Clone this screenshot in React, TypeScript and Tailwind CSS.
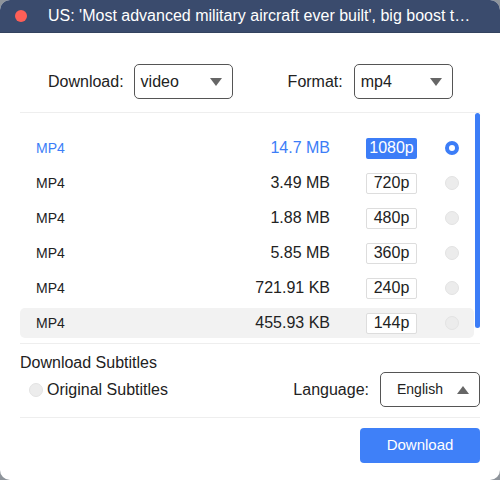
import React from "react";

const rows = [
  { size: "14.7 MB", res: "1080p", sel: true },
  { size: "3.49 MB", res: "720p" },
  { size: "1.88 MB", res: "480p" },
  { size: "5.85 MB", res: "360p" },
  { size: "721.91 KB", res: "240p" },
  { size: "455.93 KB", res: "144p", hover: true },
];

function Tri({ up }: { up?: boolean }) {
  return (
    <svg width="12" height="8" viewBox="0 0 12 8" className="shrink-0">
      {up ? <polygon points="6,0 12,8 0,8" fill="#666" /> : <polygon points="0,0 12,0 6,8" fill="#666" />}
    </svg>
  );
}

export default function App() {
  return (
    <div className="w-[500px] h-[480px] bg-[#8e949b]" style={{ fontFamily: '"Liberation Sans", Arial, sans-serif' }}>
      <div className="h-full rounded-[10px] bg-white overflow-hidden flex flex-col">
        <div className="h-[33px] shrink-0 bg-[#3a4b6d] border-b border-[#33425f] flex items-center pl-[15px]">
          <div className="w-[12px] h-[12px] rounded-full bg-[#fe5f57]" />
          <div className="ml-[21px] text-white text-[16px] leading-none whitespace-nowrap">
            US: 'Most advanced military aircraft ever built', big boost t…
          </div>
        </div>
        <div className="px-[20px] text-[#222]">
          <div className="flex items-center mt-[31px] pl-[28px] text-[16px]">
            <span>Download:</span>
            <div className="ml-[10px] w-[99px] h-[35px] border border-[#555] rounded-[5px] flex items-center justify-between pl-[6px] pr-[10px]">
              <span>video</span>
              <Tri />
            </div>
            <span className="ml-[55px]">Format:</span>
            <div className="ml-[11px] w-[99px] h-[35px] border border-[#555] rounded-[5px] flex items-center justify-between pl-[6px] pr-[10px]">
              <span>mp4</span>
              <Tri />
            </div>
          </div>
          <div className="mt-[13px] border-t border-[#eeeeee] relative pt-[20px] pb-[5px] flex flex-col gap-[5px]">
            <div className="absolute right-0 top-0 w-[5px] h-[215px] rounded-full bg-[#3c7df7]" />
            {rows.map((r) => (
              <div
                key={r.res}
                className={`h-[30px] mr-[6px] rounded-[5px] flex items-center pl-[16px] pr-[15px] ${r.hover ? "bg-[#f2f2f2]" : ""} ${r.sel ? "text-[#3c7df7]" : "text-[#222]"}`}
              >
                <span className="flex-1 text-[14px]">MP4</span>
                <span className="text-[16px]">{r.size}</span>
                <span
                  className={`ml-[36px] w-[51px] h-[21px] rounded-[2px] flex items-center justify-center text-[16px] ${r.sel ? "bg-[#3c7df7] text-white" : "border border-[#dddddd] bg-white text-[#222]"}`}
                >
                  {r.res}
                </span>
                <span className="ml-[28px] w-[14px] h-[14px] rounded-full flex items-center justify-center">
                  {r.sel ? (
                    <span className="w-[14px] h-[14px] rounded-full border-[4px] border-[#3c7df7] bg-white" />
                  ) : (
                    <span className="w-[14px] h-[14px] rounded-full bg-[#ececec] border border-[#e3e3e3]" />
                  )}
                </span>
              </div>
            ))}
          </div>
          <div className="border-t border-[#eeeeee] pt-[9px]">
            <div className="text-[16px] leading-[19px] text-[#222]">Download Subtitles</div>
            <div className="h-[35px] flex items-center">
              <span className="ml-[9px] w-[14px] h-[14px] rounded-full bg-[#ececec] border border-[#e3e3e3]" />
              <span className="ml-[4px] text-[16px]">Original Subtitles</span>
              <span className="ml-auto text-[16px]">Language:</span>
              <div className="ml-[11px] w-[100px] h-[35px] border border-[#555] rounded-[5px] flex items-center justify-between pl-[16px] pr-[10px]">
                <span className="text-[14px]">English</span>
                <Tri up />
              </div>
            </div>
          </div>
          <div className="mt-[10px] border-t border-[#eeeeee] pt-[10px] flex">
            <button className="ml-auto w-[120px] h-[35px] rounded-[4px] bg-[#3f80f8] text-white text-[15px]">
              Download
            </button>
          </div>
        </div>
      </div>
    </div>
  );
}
§ §
Print the complete listing exactly as it stands, without its pictures.

[Task response]
Clone this screenshot in React, TypeScript and Tailwind CSS.
import React from "react";

const rows = [
  { size: "14.7 MB", res: "1080p", sel: true },
  { size: "3.49 MB", res: "720p" },
  { size: "1.88 MB", res: "480p" },
  { size: "5.85 MB", res: "360p" },
  { size: "721.91 KB", res: "240p" },
  { size: "455.93 KB", res: "144p", hover: true },
];

function Tri({ up }: { up?: boolean }) {
  return (
    <svg width="12" height="8" viewBox="0 0 12 8" className="shrink-0">
      {up ? <polygon points="6,0 12,8 0,8" fill="#666" /> : <polygon points="0,0 12,0 6,8" fill="#666" />}
    </svg>
  );
}

export default function App() {
  return (
    <div className="w-[500px] h-[480px] bg-[#8e949b]" style={{ fontFamily: '"Liberation Sans", Arial, sans-serif' }}>
      <div className="h-full rounded-[10px] bg-white overflow-hidden flex flex-col">
        <div className="h-[33px] shrink-0 bg-[#3a4b6d] border-b border-[#33425f] flex items-center pl-[15px]">
          <div className="w-[12px] h-[12px] rounded-full bg-[#fe5f57]" />
          <div className="ml-[21px] text-white text-[16px] leading-none whitespace-nowrap">
            US: 'Most advanced military aircraft ever built', big boost t…
          </div>
        </div>
        <div className="px-[20px] text-[#222]">
          <div className="flex items-center mt-[31px] pl-[28px] text-[16px]">
            <span>Download:</span>
            <div className="ml-[10px] w-[99px] h-[35px] border border-[#555] rounded-[5px] flex items-center justify-between pl-[6px] pr-[10px]">
              <span>video</span>
              <Tri />
            </div>
            <span className="ml-[55px]">Format:</span>
            <div className="ml-[11px] w-[99px] h-[35px] border border-[#555] rounded-[5px] flex items-center justify-between pl-[6px] pr-[10px]">
              <span>mp4</span>
              <Tri />
            </div>
          </div>
          <div className="mt-[13px] border-t border-[#eeeeee] relative pt-[20px] pb-[5px] flex flex-col gap-[5px]">
            <div className="absolute right-0 top-0 w-[5px] h-[215px] rounded-full bg-[#3c7df7]" />
            {rows.map((r) => (
              <div
                key={r.res}
                className={`h-[30px] mr-[6px] rounded-[5px] flex items-center pl-[16px] pr-[15px] ${r.hover ? "bg-[#f2f2f2]" : ""} ${r.sel ? "text-[#3c7df7]" : "text-[#222]"}`}
              >
                <span className="flex-1 text-[14px]">MP4</span>
                <span className="text-[16px]">{r.size}</span>
                <span
                  className={`ml-[36px] w-[51px] h-[21px] rounded-[2px] flex items-center justify-center text-[16px] ${r.sel ? "bg-[#3c7df7] text-white" : "border border-[#dddddd] bg-white text-[#222]"}`}
                >
                  {r.res}
                </span>
                <span className="ml-[28px] w-[14px] h-[14px] rounded-full flex items-center justify-center">
                  {r.sel ? (
                    <span className="w-[14px] h-[14px] rounded-full border-[4px] border-[#3c7df7] bg-white" />
                  ) : (
                    <span className="w-[14px] h-[14px] rounded-full bg-[#ececec] border border-[#e3e3e3]" />
                  )}
                </span>
              </div>
            ))}
          </div>
          <div className="border-t border-[#eeeeee] pt-[9px]">
            <div className="text-[16px] leading-[19px] text-[#222]">Download Subtitles</div>
            <div className="h-[35px] flex items-center">
              <span className="ml-[9px] w-[14px] h-[14px] rounded-full bg-[#ececec] border border-[#e3e3e3]" />
              <span className="ml-[4px] text-[16px]">Original Subtitles</span>
              <span className="ml-auto text-[16px]">Language:</span>
              <div className="ml-[11px] w-[100px] h-[35px] border border-[#555] rounded-[5px] flex items-center justify-between pl-[16px] pr-[10px]">
                <span className="text-[14px]">English</span>
                <Tri up />
              </div>
            </div>
          </div>
          <div className="mt-[10px] border-t border-[#eeeeee] pt-[10px] flex">
            <button className="ml-auto w-[120px] h-[35px] rounded-[4px] bg-[#3f80f8] text-white text-[15px]">
              Download
            </button>
          </div>
        </div>
      </div>
    </div>
  );
}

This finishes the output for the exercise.